**To do:** Write out the data again exactly, skipping every picture.

────────────────────────────────────────

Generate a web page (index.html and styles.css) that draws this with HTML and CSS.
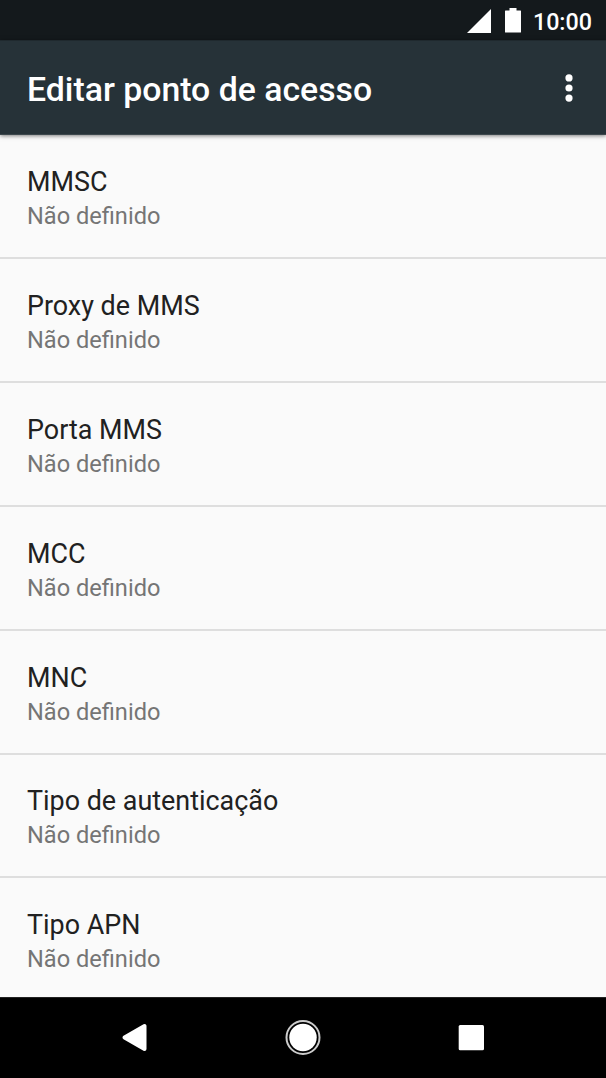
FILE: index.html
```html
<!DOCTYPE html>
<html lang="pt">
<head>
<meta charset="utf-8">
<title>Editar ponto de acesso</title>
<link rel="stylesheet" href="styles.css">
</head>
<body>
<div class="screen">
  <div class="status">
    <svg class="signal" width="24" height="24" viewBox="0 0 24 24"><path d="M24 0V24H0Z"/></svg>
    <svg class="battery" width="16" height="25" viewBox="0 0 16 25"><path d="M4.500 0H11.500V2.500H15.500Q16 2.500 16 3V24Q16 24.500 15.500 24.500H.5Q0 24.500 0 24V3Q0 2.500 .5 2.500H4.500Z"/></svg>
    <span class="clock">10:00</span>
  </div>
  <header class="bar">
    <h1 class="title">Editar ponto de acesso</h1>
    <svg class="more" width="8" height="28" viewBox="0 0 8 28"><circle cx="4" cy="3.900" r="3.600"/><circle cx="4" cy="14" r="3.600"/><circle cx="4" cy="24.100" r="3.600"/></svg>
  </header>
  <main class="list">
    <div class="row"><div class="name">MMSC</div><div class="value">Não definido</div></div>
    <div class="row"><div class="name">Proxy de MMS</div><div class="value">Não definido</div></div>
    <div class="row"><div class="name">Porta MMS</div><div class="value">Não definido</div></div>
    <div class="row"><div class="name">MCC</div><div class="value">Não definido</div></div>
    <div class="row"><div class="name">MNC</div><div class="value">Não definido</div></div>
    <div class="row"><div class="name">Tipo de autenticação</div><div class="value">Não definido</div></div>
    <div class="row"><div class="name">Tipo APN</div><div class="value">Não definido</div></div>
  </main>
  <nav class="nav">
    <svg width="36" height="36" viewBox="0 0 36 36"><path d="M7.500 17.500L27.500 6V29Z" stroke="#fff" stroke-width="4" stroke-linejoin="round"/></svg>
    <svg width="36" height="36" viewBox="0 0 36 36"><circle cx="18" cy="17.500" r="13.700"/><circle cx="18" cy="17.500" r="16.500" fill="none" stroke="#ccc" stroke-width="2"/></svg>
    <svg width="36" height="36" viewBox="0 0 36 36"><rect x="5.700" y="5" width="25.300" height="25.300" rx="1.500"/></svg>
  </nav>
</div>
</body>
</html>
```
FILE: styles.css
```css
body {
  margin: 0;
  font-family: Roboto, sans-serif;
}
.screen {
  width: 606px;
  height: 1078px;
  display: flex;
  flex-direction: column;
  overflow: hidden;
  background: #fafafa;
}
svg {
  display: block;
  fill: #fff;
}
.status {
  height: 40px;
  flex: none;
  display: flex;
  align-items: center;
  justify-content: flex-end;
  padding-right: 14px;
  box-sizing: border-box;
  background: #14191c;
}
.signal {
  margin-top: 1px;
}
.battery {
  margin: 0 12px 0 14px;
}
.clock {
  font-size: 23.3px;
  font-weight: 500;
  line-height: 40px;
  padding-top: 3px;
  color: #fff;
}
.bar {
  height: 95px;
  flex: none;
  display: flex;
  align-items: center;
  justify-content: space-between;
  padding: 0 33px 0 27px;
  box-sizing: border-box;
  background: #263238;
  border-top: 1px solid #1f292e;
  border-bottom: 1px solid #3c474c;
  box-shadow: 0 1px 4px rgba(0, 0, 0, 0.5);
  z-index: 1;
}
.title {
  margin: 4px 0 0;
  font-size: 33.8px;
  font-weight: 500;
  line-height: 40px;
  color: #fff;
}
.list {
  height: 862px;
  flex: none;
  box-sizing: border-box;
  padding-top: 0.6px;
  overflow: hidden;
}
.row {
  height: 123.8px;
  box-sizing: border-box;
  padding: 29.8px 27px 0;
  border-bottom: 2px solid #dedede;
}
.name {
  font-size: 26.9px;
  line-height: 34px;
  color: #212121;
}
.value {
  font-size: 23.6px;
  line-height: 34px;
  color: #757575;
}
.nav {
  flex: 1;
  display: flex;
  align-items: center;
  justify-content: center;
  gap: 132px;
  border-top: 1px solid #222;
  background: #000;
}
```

────────────────────────────────────────

**Exercise solution:**
Generate a web page (index.html and styles.css) that draws this with HTML and CSS.
FILE: index.html
```html
<!DOCTYPE html>
<html lang="pt">
<head>
<meta charset="utf-8">
<title>Editar ponto de acesso</title>
<link rel="stylesheet" href="styles.css">
</head>
<body>
<div class="screen">
  <div class="status">
    <svg class="signal" width="24" height="24" viewBox="0 0 24 24"><path d="M24 0V24H0Z"/></svg>
    <svg class="battery" width="16" height="25" viewBox="0 0 16 25"><path d="M4.500 0H11.500V2.500H15.500Q16 2.500 16 3V24Q16 24.500 15.500 24.500H.5Q0 24.500 0 24V3Q0 2.500 .5 2.500H4.500Z"/></svg>
    <span class="clock">10:00</span>
  </div>
  <header class="bar">
    <h1 class="title">Editar ponto de acesso</h1>
    <svg class="more" width="8" height="28" viewBox="0 0 8 28"><circle cx="4" cy="3.900" r="3.600"/><circle cx="4" cy="14" r="3.600"/><circle cx="4" cy="24.100" r="3.600"/></svg>
  </header>
  <main class="list">
    <div class="row"><div class="name">MMSC</div><div class="value">Não definido</div></div>
    <div class="row"><div class="name">Proxy de MMS</div><div class="value">Não definido</div></div>
    <div class="row"><div class="name">Porta MMS</div><div class="value">Não definido</div></div>
    <div class="row"><div class="name">MCC</div><div class="value">Não definido</div></div>
    <div class="row"><div class="name">MNC</div><div class="value">Não definido</div></div>
    <div class="row"><div class="name">Tipo de autenticação</div><div class="value">Não definido</div></div>
    <div class="row"><div class="name">Tipo APN</div><div class="value">Não definido</div></div>
  </main>
  <nav class="nav">
    <svg width="36" height="36" viewBox="0 0 36 36"><path d="M7.500 17.500L27.500 6V29Z" stroke="#fff" stroke-width="4" stroke-linejoin="round"/></svg>
    <svg width="36" height="36" viewBox="0 0 36 36"><circle cx="18" cy="17.500" r="13.700"/><circle cx="18" cy="17.500" r="16.500" fill="none" stroke="#ccc" stroke-width="2"/></svg>
    <svg width="36" height="36" viewBox="0 0 36 36"><rect x="5.700" y="5" width="25.300" height="25.300" rx="1.500"/></svg>
  </nav>
</div>
</body>
</html>
```
FILE: styles.css
```css
body {
  margin: 0;
  font-family: Roboto, sans-serif;
}
.screen {
  width: 606px;
  height: 1078px;
  display: flex;
  flex-direction: column;
  overflow: hidden;
  background: #fafafa;
}
svg {
  display: block;
  fill: #fff;
}
.status {
  height: 40px;
  flex: none;
  display: flex;
  align-items: center;
  justify-content: flex-end;
  padding-right: 14px;
  box-sizing: border-box;
  background: #14191c;
}
.signal {
  margin-top: 1px;
}
.battery {
  margin: 0 12px 0 14px;
}
.clock {
  font-size: 23.3px;
  font-weight: 500;
  line-height: 40px;
  padding-top: 3px;
  color: #fff;
}
.bar {
  height: 95px;
  flex: none;
  display: flex;
  align-items: center;
  justify-content: space-between;
  padding: 0 33px 0 27px;
  box-sizing: border-box;
  background: #263238;
  border-top: 1px solid #1f292e;
  border-bottom: 1px solid #3c474c;
  box-shadow: 0 1px 4px rgba(0, 0, 0, 0.5);
  z-index: 1;
}
.title {
  margin: 4px 0 0;
  font-size: 33.8px;
  font-weight: 500;
  line-height: 40px;
  color: #fff;
}
.list {
  height: 862px;
  flex: none;
  box-sizing: border-box;
  padding-top: 0.6px;
  overflow: hidden;
}
.row {
  height: 123.8px;
  box-sizing: border-box;
  padding: 29.8px 27px 0;
  border-bottom: 2px solid #dedede;
}
.name {
  font-size: 26.9px;
  line-height: 34px;
  color: #212121;
}
.value {
  font-size: 23.6px;
  line-height: 34px;
  color: #757575;
}
.nav {
  flex: 1;
  display: flex;
  align-items: center;
  justify-content: center;
  gap: 132px;
  border-top: 1px solid #222;
  background: #000;
}
```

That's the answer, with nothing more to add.